Mosiac: The mosaic stream seems to have its origins with young people from ethnic churches who want to be a part of richly multicultural congregations that reflect God’s Kingdom. Typically, like missional church plants, they tend to invest more of their resources outward in mission, but they experience much more of the richness of God’s new order by sharing cultural practices in their lives, congregations and communities.
Monastic: The monastic stream began twenty years ago with new monastic orders that moved into tough urban communities to work with the poor and practice spiritual disciplines together. Early groups included InnerChange, Servants Partners, Servants to Asia’s Urban Poor, Word Made Flesh and Urban Neighbors of Hope (UNOH). New Monasticism, a movement within the monastic stream, began at a gathering in Raleigh-Durham, NC, in 2005. Unlike the other three streams, most monastic have no interest in church planting, and they offer a much more robust critique of the dominant culture.
While there are differences between these four streams, they flow together.

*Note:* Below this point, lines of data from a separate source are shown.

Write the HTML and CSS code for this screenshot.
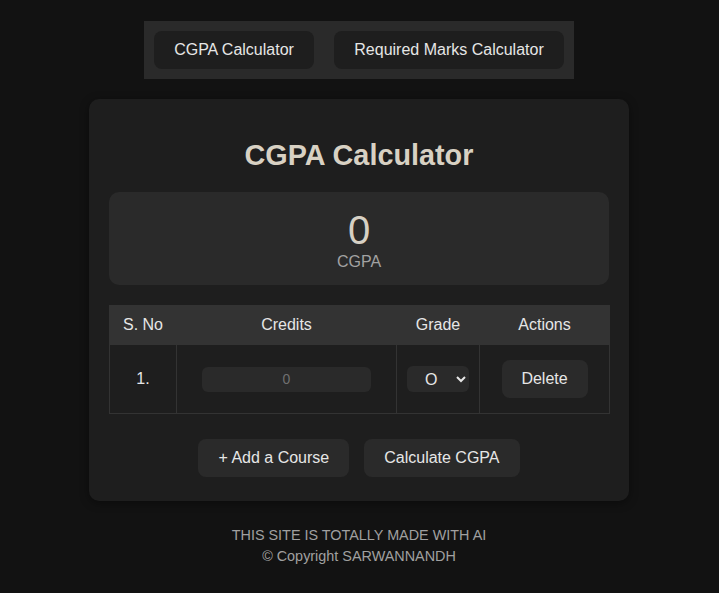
FILE: index.html
```html
<!DOCTYPE html>
<html lang="en">
<head>
<meta charset="utf-8">
<title>CGPA Calculator</title>
<link rel="stylesheet" href="styles.css">
</head>
<body>
  <nav class="nav">
    <button class="nav-btn nav-btn-cgpa">CGPA Calculator</button>
    <button class="nav-btn nav-btn-marks">Required Marks Calculator</button>
  </nav>

  <main class="card">
    <h1 class="title">CGPA Calculator</h1>
    <div class="result">
      <div class="result-value">0</div>
      <div class="result-label">CGPA</div>
    </div>

    <table class="courses">
      <thead>
        <tr>
          <th class="col-sno">S. No</th>
          <th class="col-credits">Credits</th>
          <th class="col-grade">Grade</th>
          <th class="col-actions">Actions</th>
        </tr>
      </thead>
      <tbody>
        <tr>
          <td>1.</td>
          <td><input class="credit-input" type="number" placeholder="0"></td>
          <td>
            <select class="grade-select">
              <option>O</option>
              <option>A+</option>
              <option>A</option>
              <option>B+</option>
              <option>B</option>
              <option>C</option>
            </select>
          </td>
          <td><button class="btn btn-delete">Delete</button></td>
        </tr>
      </tbody>
    </table>

    <div class="actions">
      <button class="btn">+ Add a Course</button>
      <button class="btn">Calculate CGPA</button>
    </div>
  </main>

  <footer class="footer">
    <div>THIS SITE IS TOTALLY MADE WITH AI</div>
    <div>© Copyright SARWANNANDH</div>
  </footer>
</body>
</html>
```

FILE: styles.css
```css
* { box-sizing: border-box; }

html, body {
  margin: 0;
  background: #121212;
}

body {
  font-family: "Liberation Sans", Arial, sans-serif;
  color: #e0e0e0;
  padding: 21px 1px 0 0;
  display: flex;
  flex-direction: column;
  align-items: center;
}

button, input, select {
  font-family: inherit;
}

.nav {
  display: flex;
  gap: 20px;
  padding: 10px;
  background: #2a2a2a;
}

.nav-btn {
  height: 38px;
  padding: 0;
  background: #1e1e1e;
  color: #e6e6e6;
  border: none;
  border-radius: 8px;
  font-size: 16px;
}

.nav-btn-cgpa { width: 160px; }
.nav-btn-marks { width: 230px; }

.card {
  width: 540px;
  margin-top: 20px;
  padding: 20px 20px 24px;
  background: #1e1e1e;
  border-radius: 10px;
  box-shadow: 0 2px 10px rgba(0, 0, 0, 0.4);
}

.title {
  margin: 20px 0 21px;
  font-size: 28.8px;
  line-height: 32px;
  font-weight: bold;
  text-align: center;
  color: #d8d1c3;
}

.result {
  background: #2a2a2a;
  border-radius: 10px;
  padding: 15px 0 15px;
  text-align: center;
}

.result-value {
  font-size: 40px;
  line-height: 46px;
  color: #d6d0c4;
}

.result-label {
  font-size: 16px;
  line-height: 17px;
  color: #a2a2a2;
}

.courses {
  width: 500px;
  margin-top: 20px;
  border-collapse: collapse;
  table-layout: fixed;
}

.courses th {
  height: 39px;
  background: #333333;
  font-weight: normal;
  font-size: 16px;
  color: #e6e6e6;
  border: 1px solid #333333;
}

.courses td {
  height: 69px;
  text-align: center;
  font-size: 16px;
  color: #e6e6e6;
  border: 1px solid #333333;
}

.col-sno { width: 67px; }
.col-credits { width: 220px; }
.col-grade { width: 83px; }
.col-actions { width: 130px; }

.credit-input {
  width: 169px;
  height: 25px;
  background: #2a2a2a;
  border: none;
  border-radius: 6px;
  color: #e6e6e6;
  text-align: center;
  font-size: 14px;
  outline: none;
  -moz-appearance: textfield;
}

.credit-input::placeholder { color: #707070; }
.credit-input::-webkit-inner-spin-button,
.credit-input::-webkit-outer-spin-button {
  -webkit-appearance: none;
  margin: 0;
}

.grade-select {
  width: 62px;
  height: 26px;
  padding: 0 4px 0 14px;
  background-color: #2a2a2a;
  color: #e6e6e6;
  border: none;
  border-radius: 6px;
  font-size: 16px;
  color-scheme: dark;
}

.btn {
  height: 38px;
  padding: 0 20px;
  background: #2a2a2a;
  color: #e6e6e6;
  border: none;
  border-radius: 8px;
  font-size: 16px;
}

.btn-delete {
  width: 86px;
  padding: 0;
}

.actions {
  display: flex;
  justify-content: center;
  gap: 15px;
  margin-top: 25px;
}

.footer {
  margin-top: 24px;
  text-align: center;
  font-size: 14.4px;
  line-height: 21px;
  color: #a0a0a0;
}
```
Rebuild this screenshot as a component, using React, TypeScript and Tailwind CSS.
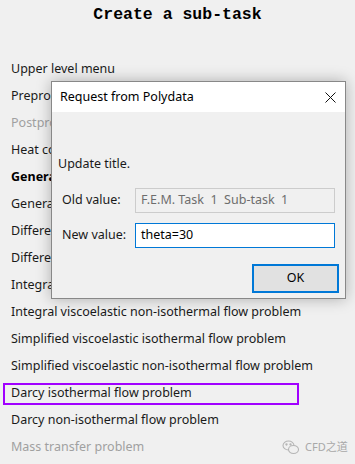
const items: { label: string; tone?: "muted" | "bold" | "selected" }[] = [
  { label: "Upper level menu" },
  { label: "Preprocessor" },
  { label: "Postprocessor", tone: "muted" },
  { label: "Heat conduction problem" },
  { label: "Generalized Newtonian isothermal flow problem", tone: "bold" },
  { label: "Generalized Newtonian non-isothermal flow problem" },
  { label: "Differential viscoelastic isothermal flow problem" },
  { label: "Differential viscoelastic non-isothermal flow problem" },
  { label: "Integral viscoelastic isothermal flow problem" },
  { label: "Integral viscoelastic non-isothermal flow problem" },
  { label: "Simplified viscoelastic isothermal flow problem" },
  { label: "Simplified viscoelastic non-isothermal flow problem" },
  { label: "Darcy isothermal flow problem", tone: "selected" },
  { label: "Darcy non-isothermal flow problem" },
  { label: "Mass transfer problem", tone: "muted" },
];

function MenuRow({ label, tone }: { label: string; tone?: string }) {
  if (tone === "selected") {
    return (
      <div className="h-[27px] flex items-center">
        <div className="ml-[3px] w-[296px] h-[22px] border-2 border-[#a100ff] pl-[6px] flex items-center text-[#1a1a1a]">
          {label}
        </div>
      </div>
    );
  }
  return (
    <div
      className={
        "h-[27px] flex items-center pl-[11px] whitespace-nowrap " +
        (tone === "muted"
          ? "text-[#a0a0a0]"
          : tone === "bold"
            ? "font-bold text-black"
            : "text-[#1a1a1a]")
      }
    >
      {label}
    </div>
  );
}

function Dialog() {
  return (
    <div className="absolute left-[51px] top-[81px] w-[295px] h-[218px] border border-[#888] bg-[#f0f0f0] shadow-[0_0_14px_rgba(0,0,0,0.28)] flex flex-col">
      <div className="h-[30px] bg-white flex items-center justify-between pl-[8px] pr-[9px] text-black">
        <span>Request from Polydata</span>
        <svg width="11" height="11" viewBox="0 0 11 11" className="mt-[1px]">
          <path d="M0.5 0.5 L10.5 10.5 M10.5 0.5 L0.5 10.5" stroke="#111" strokeWidth="1" />
        </svg>
      </div>
      <div className="flex flex-col pl-[6px] pr-[10px]">
        <div className="h-[20px] mt-[42px] flex items-center text-[#1a1a1a]">Update title.</div>
        <div className="flex items-center mt-[14px] h-[25px]">
          <span className="w-[77px] pl-[4px] text-[#1a1a1a]">Old value:</span>
          <div className="w-[200px] h-[25px] border border-[#cccccc] bg-[#f0f0f0] flex items-center pl-[5px] text-[#6d6d6d] whitespace-pre">
            {"F.E.M. Task  1  Sub-task  1"}
          </div>
        </div>
        <div className="flex items-center mt-[10px] h-[25px]">
          <span className="w-[77px] pl-[4px] text-[#1a1a1a]">New value:</span>
          <div className="w-[200px] h-[25px] border border-[#0078d7] bg-white flex items-center pl-[5px] text-black">
            theta=30
          </div>
        </div>
        <div className="flex justify-end mt-[16px]">
          <div className="w-[87px] h-[29px] mr-[-4px] border-2 border-[#0078d7] bg-[#e1e1e1] flex items-center justify-center text-black">
            OK
          </div>
        </div>
      </div>
    </div>
  );
}

function Watermark() {
  return (
    <div className="absolute left-[282px] top-[439px] flex items-center gap-[5px] text-[#a8a8a8] text-[11px]">
      <svg width="18" height="15" viewBox="0 0 18 15" fill="none" stroke="#b5b5b5" strokeWidth="1.1">
        <ellipse cx="6.5" cy="5.5" rx="5.5" ry="4.5" fill="#f0f0f0" />
        <ellipse cx="11.5" cy="9.5" rx="5" ry="4" fill="#f0f0f0" />
        <circle cx="4.5" cy="4.5" r="0.6" fill="#b5b5b5" />
        <circle cx="8.5" cy="4.5" r="0.6" fill="#b5b5b5" />
      </svg>
      <span>CFD之道</span>
    </div>
  );
}

export default function App() {
  return (
    <div
      className="relative w-[355px] h-[464px] bg-[#f0f0f0] overflow-hidden text-[12.5px]"
      style={{ fontFamily: '"Noto Sans", "Noto Sans CJK SC", sans-serif' }}
    >
      <div className="h-[56px] pt-[4px] flex justify-center">
        <span
          className="text-[16.5px] font-bold text-black leading-[22px]"
          style={{ fontFamily: '"Liberation Mono", monospace' }}
        >
          Create a sub-task
        </span>
      </div>
      <div className="flex flex-col">
        {items.map((it) => (
          <MenuRow key={it.label} label={it.label} tone={it.tone} />
        ))}
      </div>
      <Dialog />
      <Watermark />
    </div>
  );
}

These new conspirators all share a strong common passion to create new forms of more authentic faith in their lives, families and communities, and to creat congregations that are more outwardly focused in local and global mission.
The “festival” was organized to be an opportunity to communicate, connect and create. The highlights for me were the people. We had some amazing speakers like Shane Claiborne and Efrem Smith and I got into some great conversations with folks like Mark Van Steenwyk (Jesus Manifesto) and Elician Rosario-Cruz (Kingdom Praxis). With all of its good intentions to include times of question-answer, collaboration, and creativity the conference took on a familiar conferencey disposition. In the end I felt, besides all good intentions, that it was a fairly conventional conference about unconventional church. In regards to the four streams, I was most vague about the mosaic stream as a self-aware movement. The monastics impressed me the most with their sense of covenant in community, counter cultural perspective, and mission. Two issues continued to tickle my brain after conference.
Social Location: One lingering question that remains for me is about the role of social location in these emerging expressions of church. It felt like many of these ideas and innovations were borne from folks with a significant degree of social mobility. They could choose where to live, what traditions to draw from, and what social contexts/neighborhoods/communities to enter. That is not the case for every social class and ethnic group. (For example, the majority of Christians around the world do not live in this state of choice and occupy this degree of social location.)
I spent a lot of time thinking about how much the issue of social location will play in these expressions and their influence on the contemporary context of the global church. Most people in the world live lives perhaps "confined" by their limited social mobility, culture, religious contexts. It is not simply a matter of choice. One cannot always choose which community to belong to, which neighborhood to live in, which social customs to adopt, or how to shape their own identity. I, like many of the people at the conference, represent people with a high degree of choice and social mobility. This is an age old question in mission and still is tangible, even in these new discussions about church. I hope that Christians in our day, in our participation in the mission of God, can find ways to transcend our social location and social mobility as we explore new ways of doing church.
Tradition and Streams: Over the weekend I kept trying to wrap my head around the question of how does my tradition interact and connect with these new expressions? I didn't come to any good place and hope to explore that further. It will be interesting to see how these fluid streams will interact with the rigidity or institutional concerns present in denominations. How will ideas from the perspective of choice interact with the context of confinement of established tradition? Coming from a denomination, the Mennonite Church, I don’t always feel like I have the same choice. I am rooted in a history, identity, culture and a tradition. To me having community and culture, is not something that one can just always pick and choose from. That encompasses my greatest tensions on the one hand and also gives me rootedness and sense of belonging on the other. Part of being church is living in that tension of experiencing confinement as a reality in where we are located and who we do community with. However, the Church also includes discovering and nurturing a new rootedness, new identity and a new people in Christ. I do believe that is exactly what these streams are exploring and discovering. Hopefully, traditions, like mine, can find points of renewal through the new expressions of church.
I am glad I went to this conference. I made some new friends. I learned more about the potential interaction between Anabaptism and the new expressions of church. The conference definitely gave me some new vocabulary and new food for thought. I am very excited about the developments and hope to continue exploring what these ideas can mean in my own context. I look forward to more conversations and insight.